* **SUPPLIED MATERIAL**:
= = = =

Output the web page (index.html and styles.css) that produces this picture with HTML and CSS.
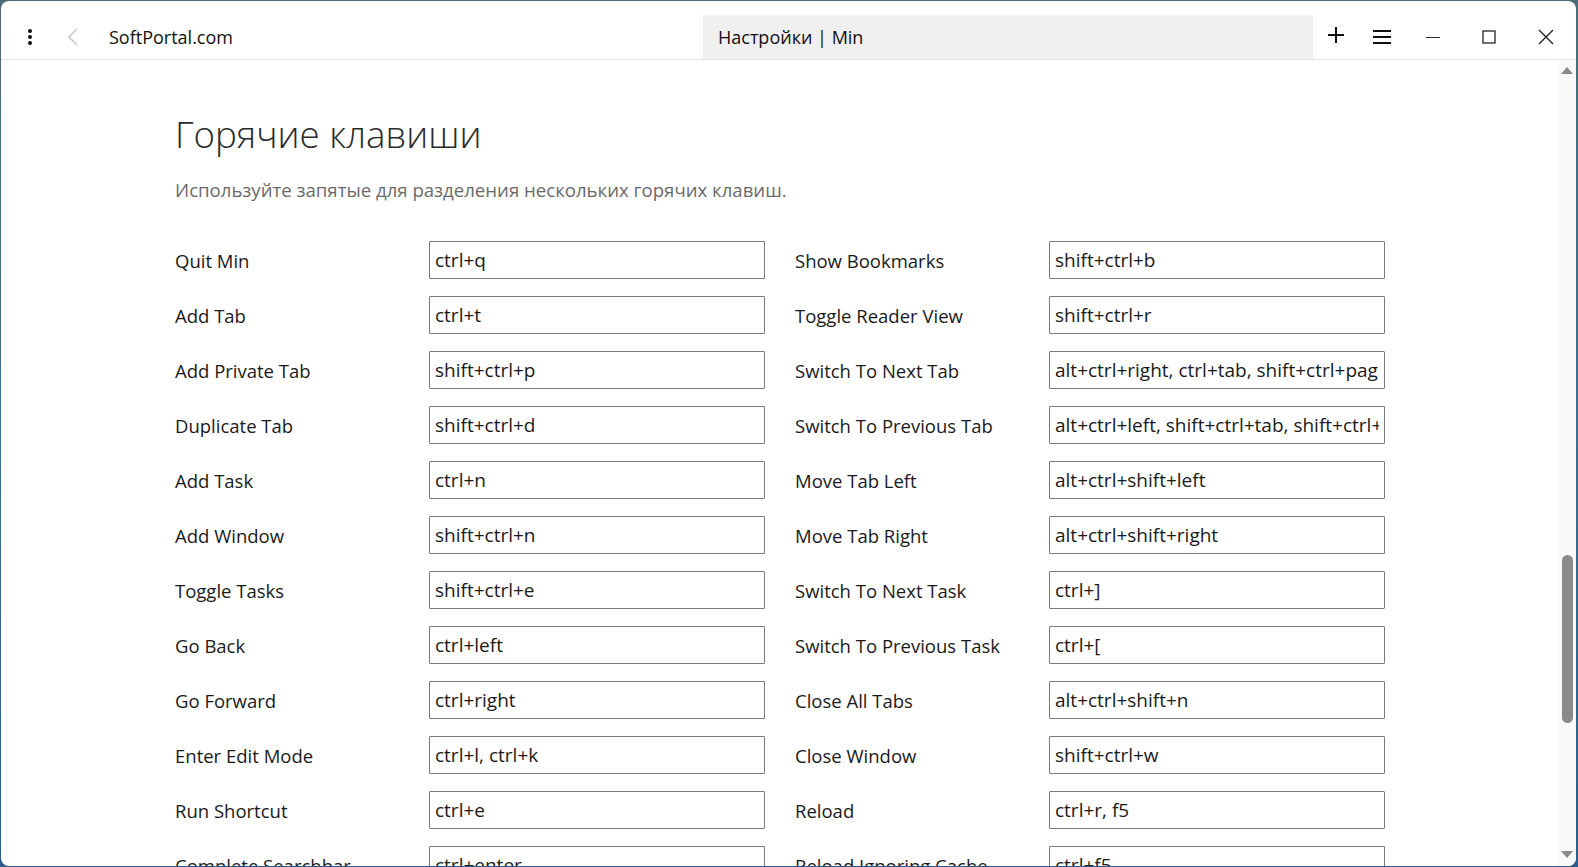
FILE: index.html
```html
<!DOCTYPE html>
<html lang="ru">
<head>
    <meta charset="UTF-8">
    <title>Настройки | Min</title>
    <link rel="stylesheet" href="styles.css">
</head>
<body>
    <div class="window">
        <!-- Панель вкладок -->
        <div class="titlebar">
            <div class="menu-btn">
                <svg width="6" height="18" viewBox="0 0 6 18"><circle cx="3" cy="3" r="2" fill="#111"/><circle cx="3" cy="9" r="2" fill="#111"/><circle cx="3" cy="15" r="2" fill="#111"/></svg>
            </div>
            <div class="back-btn">
                <svg width="12" height="20" viewBox="0 0 12 20"><path d="M10 2 L2 10 L10 18" fill="none" stroke="#c8c8c8" stroke-width="1.6"/></svg>
            </div>
            <div class="tab tab-site">SoftPortal.com</div>
            <div class="tab tab-active">Настройки | Min</div>
            <div class="controls">
                <span class="ctrl ctrl-add">
                    <svg width="18" height="18" viewBox="0 0 18 18"><path d="M9 1 V17 M1 9 H17" stroke="#111" stroke-width="2"/></svg>
                </span>
                <span class="ctrl ctrl-menu">
                    <svg width="18" height="16" viewBox="0 0 18 16"><path d="M0 2 H18 M0 8 H18 M0 14 H18" stroke="#111" stroke-width="2.2"/></svg>
                </span>
                <span class="ctrl ctrl-min">
                    <svg width="14" height="14" viewBox="0 0 14 14"><path d="M0 7.5 H14" stroke="#333" stroke-width="1"/></svg>
                </span>
                <span class="ctrl ctrl-max">
                    <svg width="14" height="14" viewBox="0 0 14 14"><rect x="1" y="1" width="12" height="12" fill="none" stroke="#333" stroke-width="1.4"/></svg>
                </span>
                <span class="ctrl ctrl-close">
                    <svg width="16" height="16" viewBox="0 0 16 16"><path d="M1 1 L15 15 M15 1 L1 15" stroke="#222" stroke-width="1.4"/></svg>
                </span>
            </div>
        </div>

        <div class="body">
            <div class="page">
                <h1>Горячие клавиши</h1>
                <p class="hint">Используйте запятые для разделения нескольких горячих клавиш.</p>

                <div class="keymap">
                    <div class="binding"><label>Quit Min</label><input value="ctrl+q"></div>
                    <div class="binding"><label>Show Bookmarks</label><input value="shift+ctrl+b"></div>

                    <div class="binding"><label>Add Tab</label><input value="ctrl+t"></div>
                    <div class="binding"><label>Toggle Reader View</label><input value="shift+ctrl+r"></div>

                    <div class="binding"><label>Add Private Tab</label><input value="shift+ctrl+p"></div>
                    <div class="binding"><label>Switch To Next Tab</label><input value="alt+ctrl+right, ctrl+tab, shift+ctrl+pagedown"></div>

                    <div class="binding"><label>Duplicate Tab</label><input value="shift+ctrl+d"></div>
                    <div class="binding"><label>Switch To Previous Tab</label><input value="alt+ctrl+left, shift+ctrl+tab, shift+ctrl+pageup"></div>

                    <div class="binding"><label>Add Task</label><input value="ctrl+n"></div>
                    <div class="binding"><label>Move Tab Left</label><input value="alt+ctrl+shift+left"></div>

                    <div class="binding"><label>Add Window</label><input value="shift+ctrl+n"></div>
                    <div class="binding"><label>Move Tab Right</label><input value="alt+ctrl+shift+right"></div>

                    <div class="binding"><label>Toggle Tasks</label><input value="shift+ctrl+e"></div>
                    <div class="binding"><label>Switch To Next Task</label><input value="ctrl+]"></div>

                    <div class="binding"><label>Go Back</label><input value="ctrl+left"></div>
                    <div class="binding"><label>Switch To Previous Task</label><input value="ctrl+["></div>

                    <div class="binding"><label>Go Forward</label><input value="ctrl+right"></div>
                    <div class="binding"><label>Close All Tabs</label><input value="alt+ctrl+shift+n"></div>

                    <div class="binding"><label>Enter Edit Mode</label><input value="ctrl+l, ctrl+k"></div>
                    <div class="binding"><label>Close Window</label><input value="shift+ctrl+w"></div>

                    <div class="binding"><label>Run Shortcut</label><input value="ctrl+e"></div>
                    <div class="binding"><label>Reload</label><input value="ctrl+r, f5"></div>

                    <div class="binding"><label>Complete Searchbar</label><input value="ctrl+enter"></div>
                    <div class="binding"><label>Reload Ignoring Cache</label><input value="ctrl+f5"></div>
                </div>
            </div>

            <!-- Полоса прокрутки -->
            <div class="scrollbar">
                <span class="arrow arrow-up"></span>
                <div class="track">
                    <div class="thumb"></div>
                </div>
                <span class="arrow arrow-down"></span>
            </div>
        </div>
    </div>
</body>
</html>
```

FILE: styles.css
```css
:root {
    --text: #1a1a1a;
    --muted: #6a6a6a;
    --line: #e2e2e2;
    --tab-bg: #efefef;
    --field-border: #7a7a7a;
}

* {
    margin: 0;
    padding: 0;
    box-sizing: border-box;
}

html, body {
    height: 100%;
}

body {
    font-family: 'Open Sans', 'Noto Sans', sans-serif;
    background: linear-gradient(180deg, #4b6a7a 0%, #3f6f86 50%, #2d5d8a 100%);
    color: var(--text);
    padding: 1px 2px 1px 1px;
    overflow: hidden;
}

.window {
    height: 100%;
    background: #fff;
    border-radius: 8px;
    display: flex;
    flex-direction: column;
    overflow: hidden;
}

.titlebar {
    height: 59px;
    display: flex;
    align-items: flex-end;
    border-bottom: 1px solid var(--line);
    flex-shrink: 0;
}

.titlebar > * {
    flex-shrink: 0;
}

.menu-btn,
.back-btn {
    height: 44px;
    display: flex;
    align-items: center;
    justify-content: center;
}

.menu-btn {
    width: 26px;
    margin-left: 16px;
}

.back-btn {
    width: 24px;
    margin-left: 18px;
}

.tab {
    height: 44px;
    display: flex;
    align-items: center;
    font-size: 18px;
    color: #111;
}

.tab-site {
    width: 618px;
    padding-left: 24px;
}

.tab-active {
    width: 610px;
    padding-left: 15px;
    background: var(--tab-bg);
}

.controls {
    flex: 1;
    height: 44px;
    display: flex;
    align-items: center;
}

.ctrl {
    display: flex;
    justify-content: center;
    align-items: center;
    flex-shrink: 0;
}

.ctrl-add { width: 46px; margin-top: -4px; }
.ctrl-menu { width: 46px; }
.ctrl-min { width: 56px; }
.ctrl-max { width: 56px; }
.ctrl-close { width: 58px; }

.body {
    flex: 1;
    display: flex;
    min-height: 0;
}

.page {
    flex: 1;
    overflow: hidden;
    padding: 50px 0 0 174px;
}

h1 {
    font-weight: 300;
    font-size: 36.7px;
    color: #2a2a2a;
    line-height: 48px;
}

.hint {
    margin-top: 19px;
    font-size: 18.6px;
    color: var(--muted);
    line-height: 26px;
}

.keymap {
    margin-top: 38px;
    display: grid;
    grid-template-columns: 590px 590px;
    column-gap: 30px;
    grid-auto-rows: 38px;
    row-gap: 17px;
}

.binding {
    display: grid;
    grid-template-columns: 254px 336px;
    align-items: center;
}

.binding label {
    font-size: 18.5px;
    color: var(--text);
    white-space: nowrap;
}

.binding input {
    width: 336px;
    height: 38px;
    border: 1px solid var(--field-border);
    border-radius: 1px;
    padding: 0 5px;
    font-family: inherit;
    font-size: 19px;
    color: var(--text);
    background: #fff;
    outline: none;
}

.scrollbar {
    width: 18px;
    background: #f9f9f9;
    display: flex;
    flex-direction: column;
    align-items: center;
    flex-shrink: 0;
}

.arrow {
    width: 0;
    height: 0;
    border-left: 6px solid transparent;
    border-right: 6px solid transparent;
}

.arrow-up {
    margin-top: 7px;
    border-bottom: 7px solid #8a8a8a;
}

.arrow-down {
    margin-bottom: 8px;
    border-top: 7px solid #8a8a8a;
}

.track {
    flex: 1;
    width: 100%;
    display: flex;
    justify-content: center;
    padding-top: 481px;
}

.thumb {
    width: 11px;
    height: 168px;
    background: #8b8b8b;
    border-radius: 6px;
}
```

= = = =

* **PROBLEM DETAILS**: Which lines include the word "index"? List them all.

* **THE RESPONSE**:
Output the web page (index.html and styles.css) that produces this picture with HTML and CSS.
FILE: index.html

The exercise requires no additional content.